Future cases involving similar intersections of arbitration and insolvency will likely reference this judgment, reinforcing the trend towards honoring arbitration agreements.
Complex Concepts Simplified
Arbitrability
Arbitrability refers to the suitability of a dispute to be resolved through arbitration rather than through court litigation. Not all disputes can be arbitrated; certain matters, such as criminal offenses, matrimonial issues, and insolvency proceedings, are deemed non-arbitrable.
Section 8 of the Arbitration & Conciliation Act, 1996
This section mandates that courts refer disputes to arbitration if there exists a valid arbitration agreement between the parties. It underscores the judiciary's role in enforcing arbitration agreements, thereby promoting alternative dispute resolution mechanisms.

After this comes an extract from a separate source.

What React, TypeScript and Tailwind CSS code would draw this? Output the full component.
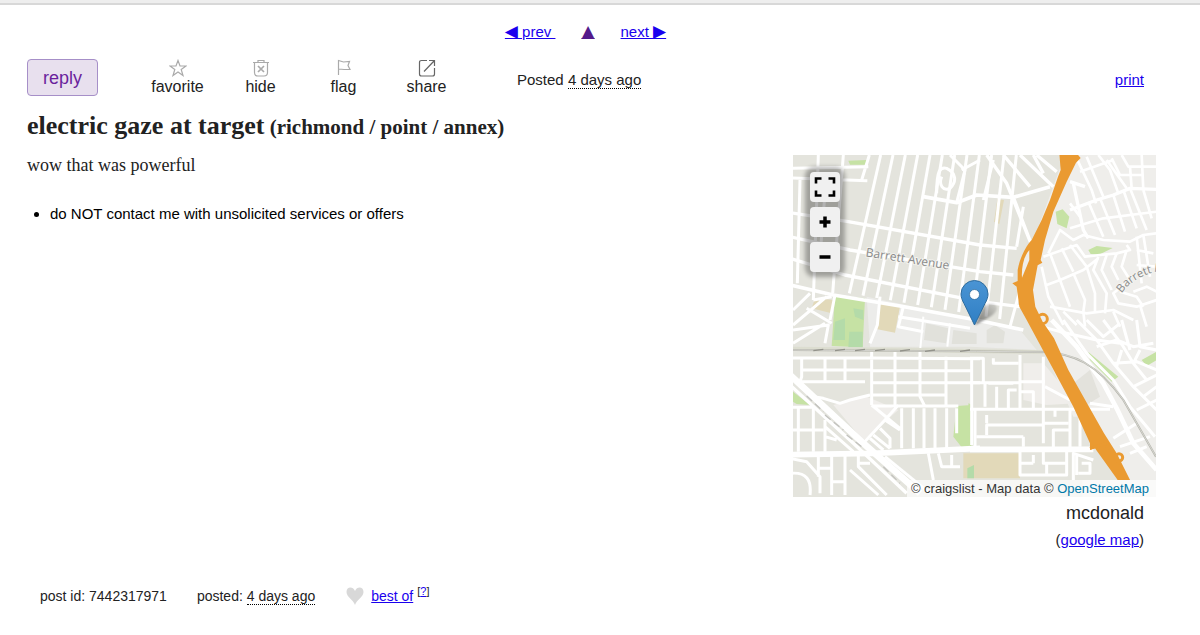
import React, { useState } from 'react';

interface ActionProps {
  label: string;
  children: React.ReactNode;
}

const linkClass = 'text-[#1a00ee] underline';
const timeClass = 'border-b border-dotted border-black';
const arrowClass = "font-['DejaVu_Sans'] text-[17px] leading-none";

function Action({ label, children }: ActionProps) {
  return (
    <button type="button" className="flex w-[83px] cursor-pointer flex-col items-center text-base leading-5 text-[#222]">
      <svg viewBox="0 0 18 18" className="size-[18px]" fill="none" stroke="#aaa" strokeWidth="1.2">
        {children}
      </svg>
      {label}
    </button>
  );
}

// Long streets of the north-west grid, fanning out slightly towards the east
const avenues = Array.from({ length: 12 }, (_, i) => ({
  top: 272 + i * 37,
  bottom: 178 + i * 41,
  end: 430 + i * 7
}));

function MapTiles() {
  return (
    <svg viewBox="9 15 1089 1026" preserveAspectRatio="xMidYMid slice" className="block h-full w-full" aria-hidden="true">
      <rect x="0" y="0" width="1110" height="1050" fill="#e4e4dd" />
      <path d="M830 0H1110V1050H1040L760 560L690 470L720 300Z" fill="#efeeeb" />
      <path d="M230 440L560 510L690 540L740 600L540 590L240 590Z" fill="#ececea" />
      <path d="M130 765L225 738L325 780L220 872Z M700 640H760L860 760L770 765L700 750Z" fill="#f0eeeb" />
      <path d="M770 615L850 625L940 720L980 800H850Z" fill="#efeeeb" />
      <path d="M850 700L900 660L930 740L880 770Z" fill="#e3e2dc" />

      {/* Large buildings south of the grid */}
      <path d="M408 520L475 535L468 580L402 570Z M590 540L615 525L645 545L640 580L590 580Z M490 540L560 550V582H485Z" fill="#e1e1db" />

      {/* Parks and school grounds */}
      <g fill="#c6e2a4">
        <path d="M175 32L232 30V44H180Z M135 435L225 445L218 592L125 588Z M797 185L818 178L838 200L830 235L802 222Z" />
        <path d="M895 300L920 288L968 294L925 315L902 312Z M500 768L545 765L550 885L515 892L490 860Z" />
        <path d="M895 606L985 680L965 695L900 630Z M1055 630L1100 605V630L1070 648Z M9 725L60 765L20 762L9 755Z M535 760L548 765V880L540 890Z" />
      </g>
      <path d="M75 445L130 450L125 490L65 475Z M270 460L330 470L315 548L262 538Z M520 910H690V985H520Z M622 148L642 150L628 222L612 215Z" fill="#e2d9b9" />
      <path d="M135 515L165 505V570H130Z M190 475L220 480V510L195 500Z M178 545H218V592H175Z M532 955L552 945V985H532Z" fill="#b4dba9" />

      <g fill="none" stroke="#fff" strokeWidth="9" strokeLinejoin="round">
        {avenues.map((avenue) => (
          <path key={avenue.top} d={`M${avenue.top} 15L${avenue.bottom} ${avenue.end}`} />
        ))}
        {/* North-west */}
        <path d="M0 55L235 50M0 84L232 92M85 15L70 450M160 15L128 430M238 15L215 90M30 90L22 400M108 90L90 320" />
        <path d="M0 188L175 215L570 285L680 295M0 260L180 300L570 365L670 375M0 325L165 375L570 455L690 470" strokeWidth="10" />
        <path d="M0 405L130 435L330 468L560 510L700 540M400 140L500 158L560 135L670 142L780 110" strokeWidth="11" />
        <path d="M9 480L60 430M9 525L110 440M50 475L125 520M9 540L115 525L105 580M120 510L135 435M70 450L125 440M9 580L105 520M270 440L262 525L240 580M340 470L325 530L400 545M325 500L540 535" />
        <path d="M400 500L390 605M480 520L472 590" strokeWidth="6" />
        <path d="M440 130C440 60 450 50 470 55C500 70 500 95 480 115C460 125 445 105 455 80M480 15L525 60L500 158M515 60L570 30" />
        {/* Streets either side of the freeway */}
        <path d="M590 15L650 100L725 285M640 15L720 110M690 15L790 110M670 142L725 285M730 15L760 70M740 15L800 65" strokeWidth="10" />
        <path d="M700 170L680 290M725 285L690 420L660 530M610 30L580 150" />
      </g>

      {/* Hillside neighbourhood */}
      <g transform="translate(540 0)" fill="none" stroke="#fff" strokeWidth="8" strokeLinejoin="round">
        <path d="M320 25L365 120L378 160M350 20L400 140M385 15L420 60L445 130M410 30L470 115M330 65L430 30M425 25L450 75H520M455 15L475 50H560M515 15L520 120M480 50L485 115" />
        <path d="M300 180L380 150L430 135L480 115L560 118M300 95L345 110M310 100L325 170L340 240L355 265" strokeWidth="10" />
        <path d="M355 155L400 260M390 145L435 255M430 135L465 245M460 120L500 235M480 115L530 240M520 120L545 205M300 235L400 205L560 185M330 200L300 160" />
        <path d="M235 310L270 240L310 270L340 255L400 270L480 275L520 255L560 250M220 320L320 285L345 320L390 315L440 310L480 300L470 285" />
        <path d="M240 310L270 390M275 295L310 365M300 285L350 350M230 405L270 390L340 360L385 325M215 350L235 440L280 525M270 390L300 470M310 370L345 450L340 485M350 350L375 430V485M385 320L370 360L410 430L405 490" />
        <path d="M410 315L395 360L425 420M440 310L425 350L445 390M470 300L455 350L480 390M500 260L515 400M480 390L430 430L445 460L500 470L560 450M520 255L540 380M500 300L550 310M500 345L560 350" />
        <path d="M240 470L350 490L430 480L490 510M280 485L320 525M340 485L345 530M490 425L530 410L560 425M450 425L500 440L520 470M430 485L450 530M510 465L530 530" />
      </g>

      {/* South-west grid */}
      <g transform="translate(0 510)" fill="none" stroke="#fff" strokeWidth="9" strokeLinejoin="round">
        <path d="M0 114H240L570 116M35 115V170L30 185M105 115V185M165 115V185M20 185H225M35 150H245M245 85V255M315 95V260M390 95V230L405 260M468 110V255M245 152H545M245 188H570M245 225H470M545 115V375" />
        <path d="M70 230L100 235L150 250L180 240L240 225M245 255L330 325M245 258H505M325 255L285 300L220 370M285 300L330 330M335 265V385M370 265V385M402 265V385M435 265V385M470 265V385M500 265V340" />
        <path d="M0 262H70M25 265V395M70 265V395M0 330H100M105 300V395M105 350L140 360M105 320L190 395M250 345L300 385M270 325L300 355V385M240 355L280 390" />
        <path d="M0 415L50 425L90 470V520M0 460C50 455 65 480 60 525M85 405V470M125 405V525M165 405V525M205 405V440L290 525M85 445H125M125 485H165M205 430H240M180 450L265 525M415 400L430 480M445 400L455 440H510M485 405V440" />
        <path d="M0 404L250 400L570 385" strokeWidth="17" />
        <path d="M0 165L220 370L390 520" strokeWidth="20" />
        <path d="M0 195L190 370L350 520" strokeWidth="10" />
        <path d="M285 410L420 520" />
        <path d="M50 228L100 275M105 285L160 330M170 345L215 380M280 440L330 490" stroke="#c2c2be" strokeWidth="4" strokeDasharray="22 12" />
      </g>

      {/* South-east grid */}
      <g transform="translate(540 510)" fill="none" stroke="#fff" strokeWidth="9" strokeLinejoin="round">
        <path d="M0 115H40V185M0 188H150M70 115V130H145M150 105V265M150 185H225M220 110V265M220 265V370M45 190V260M55 190H130M80 265V200M115 265V210H140M150 215H190V265M0 268H420M15 270V380M50 345V315H220M50 285V310M20 350H160M160 350V380M250 385V330H300M220 310H295M300 265V385M255 290V265M330 290V380" />
        <path d="M150 385V465H290V385M150 430H190M190 430V405M220 395V430H290M230 465V430M320 400V465M335 430H360V460H325M310 480V400L370 420M225 200L300 240" />
        <path d="M0 388H370" strokeWidth="17" />
        <path d="M245 0L320 80L400 190L440 265L490 370L560 450" strokeWidth="14" />
        <path d="M280 0L350 100L430 180L480 260L555 350M180 10L270 35L380 60L450 70M320 0L380 60L430 130L490 200L560 270" />
        <path d="M350 0L400 50L450 10M400 0L460 80L490 130M455 0L480 90M500 0L510 80L560 90M380 80L440 60L490 80L550 70M430 130L500 125L560 150M455 90L440 140M510 90L490 130L530 180M490 200L560 165M520 230L560 200M500 270L560 240M430 355L500 310M450 380L540 350M480 400L530 380M360 250L430 260" />
      </g>

      {/* Railway */}
      <path d="M0 596L390 600L560 604L760 606" fill="none" stroke="#dcddd0" strokeWidth="12" />
      <path d="M0 600L390 603L560 604L760 606C850 610 920 640 1000 750L1098 920" fill="none" stroke="#b5b5ac" strokeWidth="6" />
      <path d="M0 600L390 603L560 604L760 606C850 610 920 640 1000 750L1098 920" fill="none" stroke="#e6e6e2" strokeWidth="2" />
      <path d="M70 602L100 598M135 602L165 598M195 602L225 598M255 602L285 598M330 603L360 599M405 604L435 600M510 604L540 600" stroke="#92928a" strokeWidth="4" />

      {/* Freeway */}
      <path d="M808 10H860L872 24L858 38L830 95L790 185L765 270L752 330L757 338L743 346L729 420L736 470L758 515L792 565L835 660L897 770L942 850L980 910L1025 1000H990L915 895L900 900V880L850 770L780 640L710 510L688 470L680 410L667 400L683 393L683 360C690 320 710 285 725 270L755 210L780 150L804 80L812 60Z" fill="#ea9a31" />
      <g fill="none" stroke="#ea9a31" strokeWidth="9">
        <circle cx="758" cy="507" r="14" />
        <circle cx="987" cy="922" r="11" />
        <path d="M945 895L990 940M900 895L950 880" />
      </g>
      <path d="M718 300C700 320 694 355 696 383L718 330Z" fill="#f0eeea" />

      <g fill="#8a8a8a" stroke="#f4f4f0" strokeWidth="5" paintOrder="stroke" fontFamily="'Open Sans', sans-serif">
        <text transform="translate(226 319) rotate(9)" fontSize="36">Barrett Avenue</text>
        <path id="barrett-curve" d="M995 430C1015 400 1050 380 1080 370L1180 345" fill="none" stroke="none" />
        <text fontSize="34"><textPath href="#barrett-curve">Barrett A</textPath></text>
      </g>
      <path d="M877 990H1110V1050H877Z" fill="#efeee9" />
    </svg>
  );
}

function MapButton({ label, onClick, children }: ActionProps & { onClick?: () => void }) {
  return (
    <button type="button" aria-label={label} onClick={onClick} className="flex size-[30px] cursor-pointer items-center justify-center rounded bg-[#f0f0f0]">
      <svg viewBox="0 0 24 24" className="size-6" fill="none" stroke="#000" strokeWidth="3">
        {children}
      </svg>
    </button>
  );
}

function MapBox() {
  const [zoom, setZoom] = useState(0);

  return (
    <div className="relative h-[342px] overflow-hidden bg-[#e4e4dd]" data-zoom={zoom}>
      <MapTiles />
      <div className="absolute top-[17px] left-[17px] flex flex-col gap-[5px] rounded-sm bg-black/30 shadow-[0_0_4px_5px_rgba(0,0,0,0.3)]">
        <MapButton label="full screen">
          <path d="M3 8.500V3.500H8.500M15.500 3.500H21V8.500M21 15.500V20.500H15.500M8.500 20.500H3V15.500" strokeWidth="2.600" />
        </MapButton>
        <MapButton label="zoom in" onClick={() => setZoom(zoom + 1)}>
          <path d="M6.500 12H17.500M12 6.500V17.500" strokeWidth="3.500" />
        </MapButton>
        <MapButton label="zoom out" onClick={() => setZoom(zoom - 1)}>
          <path d="M6.500 12H17.500" strokeWidth="3.500" />
        </MapButton>
      </div>
      {/* Marker, with its tip at the middle of the map */}
      <svg viewBox="0 0 50 48" className="absolute top-[124px] left-[166px] h-12 w-[50px]" role="img" aria-label="post location">
        <defs>
          <linearGradient id="pin" x1="0" y1="0" x2="0" y2="1">
            <stop offset="0" stopColor="#4a94d4" />
            <stop offset="1" stopColor="#2f7fc4" />
          </linearGradient>
          <linearGradient id="pin-shadow" x1="0" y1="1" x2="1" y2="0">
            <stop offset="0" stopColor="#000" stopOpacity="0.500" />
            <stop offset="1" stopColor="#000" stopOpacity="0.080" />
          </linearGradient>
          <filter id="soft"><feGaussianBlur stdDeviation="1" /></filter>
        </defs>
        <path d="M16 46L23 30C27 24 36 22 38 28C39 34 30 39 16 46Z" fill="url(#pin-shadow)" filter="url(#soft)" />
        <path d="M15.500 46L5 24.500C3 21 2 18 2 15A13.500 13.500 0 0 1 29 15C29 18 28 21 26 24.500Z" fill="url(#pin)" stroke="#2e6c9e" />
        <circle cx="15.500" cy="15.500" r="5" fill="#fff" stroke="#2e6c9e" strokeWidth="0.800" />
      </svg>
      <p className="absolute right-0 bottom-0 bg-white/70 pr-[7px] pl-1 text-[13px] leading-[17px] text-[#333]">
        © craigslist - Map data © <a href="#osm" className="text-[#0078a8]">OpenStreetMap</a>
      </p>
    </div>
  );
}

export default function App() {
  const [best, setBest] = useState(false);

  return (
    <div className="bg-white font-['Liberation_Sans',Arial,sans-serif] text-[#222]">
      <div className="h-[5px] border-b-2 border-[#d8d8d8] bg-[#eee]" />
      <div className="pr-14 pl-[27px]">
        <nav className="flex h-[37px] items-end justify-center gap-[26px] text-[15px] leading-5 whitespace-pre">
          <a href="#prev" className={linkClass}><span className={arrowClass}>◀</span> prev </a>
          <a href="#top" aria-label="back to list" className="text-[#551a8b] underline"><span className={arrowClass}>▲</span></a>
          <a href="#next" className={linkClass}>next <span className={arrowClass}>▶</span></a>
        </nav>

        <header className="flex items-start pt-[17px]">
          <button type="button" className="mr-[38px] h-[37px] w-[71px] cursor-pointer rounded border border-[#a68fc8] bg-[#e8e0ee] text-lg text-[#6a1f9c]">
            reply
          </button>
          <Action label="favorite">
            <path d="M9 1.500L11 7H17L12.200 10.500L14 16.500L9 13L4 16.500L5.800 10.500L1 7H7Z" />
          </Action>
          <Action label="hide">
            <path d="M1 3.500H17M6 3V1.500H12V3M2.500 4V13.500Q2.500 17 6 17H12Q15.500 17 15.500 13.500V4" />
            <path d="M6 7L12 13M12 7L6 13" strokeWidth="1.700" />
          </Action>
          <Action label="flag">
            <path d="M3.500 16V1.500L8.500 3L14.500 2.500L13 6.500L15 10.500H9L4 10" />
          </Action>
          <Action label="share">
            <path d="M9 1.500H3.500Q1.500 1.500 1.500 3.500V15Q1.500 17 3.500 17H14.500Q16.500 17 16.500 15V9M6 12.500L16 2M11 1.500H16.500V7" stroke="#666" />
          </Action>
          <p className="mt-3 ml-[49px] text-[15px] leading-[18px]">
            Posted <time className={timeClass}>4 days ago</time>
          </p>
          <a href="#print" className={`mt-3 ml-auto text-[15px] leading-[18px] ${linkClass}`}>print</a>
        </header>

        <h1 className="mt-[15px] font-['Liberation_Serif','Times_New_Roman',serif] text-[26px] leading-7 font-bold">
          electric gaze at target<span className="text-[21px]"> (richmond / point / annex)</span>
        </h1>

        <main className="mt-3.5 flex items-start justify-between">
          <section className="flex-1">
            <p className="font-['Liberation_Serif','Times_New_Roman',serif] text-lg leading-5">wow that was powerful</p>
            <ul className="mt-[29px] list-disc pl-[23px] text-[15px] leading-5 text-black">
              <li>do NOT contact me with unsolicited services or offers</li>
            </ul>
          </section>
          <aside className="-mr-3 w-[363px]">
            <MapBox />
            <div className="pr-3 text-right">
              <p className="mt-1 text-lg leading-6">mcdonald</p>
              <p className="mt-[3px] text-[15px] leading-6">(<a href="#map" className={linkClass}>google map</a>)</p>
            </div>
          </aside>
        </main>

        <footer className="mt-[35px] flex items-center pb-7 pl-[13px] text-sm leading-[18px]">
          <p className="mr-[30px]">post id: 7442317971</p>
          <p className="mr-[31px]">posted: <time className={timeClass}>4 days ago</time></p>
          <button type="button" aria-label="nominate for best of" onClick={() => setBest(!best)} className="mr-[7px] cursor-pointer">
            <svg viewBox="0 0 18 18" className="size-[18px]" fill={best ? '#c33' : '#d8d8d8'}>
              <path d="M9 18C7.500 13 0.500 10 0.500 5C0.500 -0.500 7 -1 9 4C11 -1 17.500 -0.500 17.500 5C17.500 10 10.500 13 9 18Z" />
            </svg>
          </button>
          <a href="#best" className={linkClass}>best of</a>
          <sup className="ml-1 text-[11px]">[<a href="#help" className={linkClass}>?</a>]</sup>
        </footer>
      </div>
    </div>
  );
}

Insolvency and Bankruptcy Code (IBC) vs. Arbitration & Conciliation Act
While the IBC provides a comprehensive framework for insolvency resolution, Section 238 ensures that its provisions override any inconsistent laws. However, arbitration-specific statutes, like the Arbitration & Conciliation Act, are considered special laws, thereby maintaining their relevance in contractual disputes.
Conclusion
The NCLT's judgment in Indus Biotech Private Limited v. Kotak India Venture Fund-I is a landmark decision that reinforces the sanctity of arbitration agreements within the framework of corporate insolvency. By discerning that the disputes at hand were arbitrable and that the invocation of the IBC was not a legitimate avenue in this context, the Tribunal has delineated clear boundaries between contractual disputes and insolvency proceedings.
This decision not only upholds the principles of autonomy and contractual freedom but also ensures that judicial resources are judiciously utilized. It sends a strong message to financial creditors and corporate debtors alike to adhere to the agreed-upon mechanisms for dispute resolution, thereby fostering a predictable and efficient legal environment for corporate transactions.
Overall, the judgment is a significant step towards harmonizing arbitration practices with insolvency laws, ensuring that each operates within its appropriate domain without encroaching upon the other.